[START]
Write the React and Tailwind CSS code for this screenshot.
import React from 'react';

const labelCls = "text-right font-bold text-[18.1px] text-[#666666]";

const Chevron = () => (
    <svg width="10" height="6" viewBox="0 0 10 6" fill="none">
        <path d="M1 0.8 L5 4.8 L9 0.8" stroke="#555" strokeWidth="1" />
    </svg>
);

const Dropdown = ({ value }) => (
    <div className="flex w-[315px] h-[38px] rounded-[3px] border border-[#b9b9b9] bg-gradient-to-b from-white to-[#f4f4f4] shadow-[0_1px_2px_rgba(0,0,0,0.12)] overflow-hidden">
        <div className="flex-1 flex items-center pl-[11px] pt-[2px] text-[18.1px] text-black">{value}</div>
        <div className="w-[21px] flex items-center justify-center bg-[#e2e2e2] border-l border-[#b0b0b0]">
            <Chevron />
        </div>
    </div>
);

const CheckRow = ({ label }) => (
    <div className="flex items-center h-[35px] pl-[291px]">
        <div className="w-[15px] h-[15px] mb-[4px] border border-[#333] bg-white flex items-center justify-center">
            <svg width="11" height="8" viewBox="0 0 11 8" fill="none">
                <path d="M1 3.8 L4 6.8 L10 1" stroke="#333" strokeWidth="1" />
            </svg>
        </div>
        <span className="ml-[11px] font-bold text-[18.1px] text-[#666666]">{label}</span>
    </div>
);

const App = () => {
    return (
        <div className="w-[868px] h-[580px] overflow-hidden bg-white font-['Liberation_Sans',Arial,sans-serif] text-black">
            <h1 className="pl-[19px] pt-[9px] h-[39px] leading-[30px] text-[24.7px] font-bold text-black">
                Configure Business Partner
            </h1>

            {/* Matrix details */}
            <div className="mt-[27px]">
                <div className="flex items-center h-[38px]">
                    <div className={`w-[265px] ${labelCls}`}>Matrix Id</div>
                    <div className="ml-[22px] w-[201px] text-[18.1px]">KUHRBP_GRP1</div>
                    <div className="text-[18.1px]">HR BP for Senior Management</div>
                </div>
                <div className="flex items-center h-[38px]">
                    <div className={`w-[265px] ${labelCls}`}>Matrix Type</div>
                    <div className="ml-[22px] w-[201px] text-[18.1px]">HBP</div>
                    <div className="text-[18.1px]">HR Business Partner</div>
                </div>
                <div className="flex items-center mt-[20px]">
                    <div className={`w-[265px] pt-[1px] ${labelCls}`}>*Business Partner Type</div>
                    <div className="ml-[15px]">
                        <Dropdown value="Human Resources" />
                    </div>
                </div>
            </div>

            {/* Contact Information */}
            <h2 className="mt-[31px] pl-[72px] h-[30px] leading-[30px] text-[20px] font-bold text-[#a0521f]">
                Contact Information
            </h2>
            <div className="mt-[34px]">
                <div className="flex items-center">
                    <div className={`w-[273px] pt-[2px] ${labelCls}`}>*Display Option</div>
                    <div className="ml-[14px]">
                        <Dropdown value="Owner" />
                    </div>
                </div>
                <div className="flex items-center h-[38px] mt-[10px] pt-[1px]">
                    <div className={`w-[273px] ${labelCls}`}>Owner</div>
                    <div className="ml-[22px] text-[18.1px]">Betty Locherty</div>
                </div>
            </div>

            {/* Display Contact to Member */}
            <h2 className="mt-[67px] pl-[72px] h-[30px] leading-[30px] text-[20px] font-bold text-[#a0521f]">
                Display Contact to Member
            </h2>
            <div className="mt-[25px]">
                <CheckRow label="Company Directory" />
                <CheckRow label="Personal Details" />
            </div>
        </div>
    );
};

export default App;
[END]
THE TASK => Count how many lines of the material hold the string "React". Give the number and nothing more.

REPLY => 2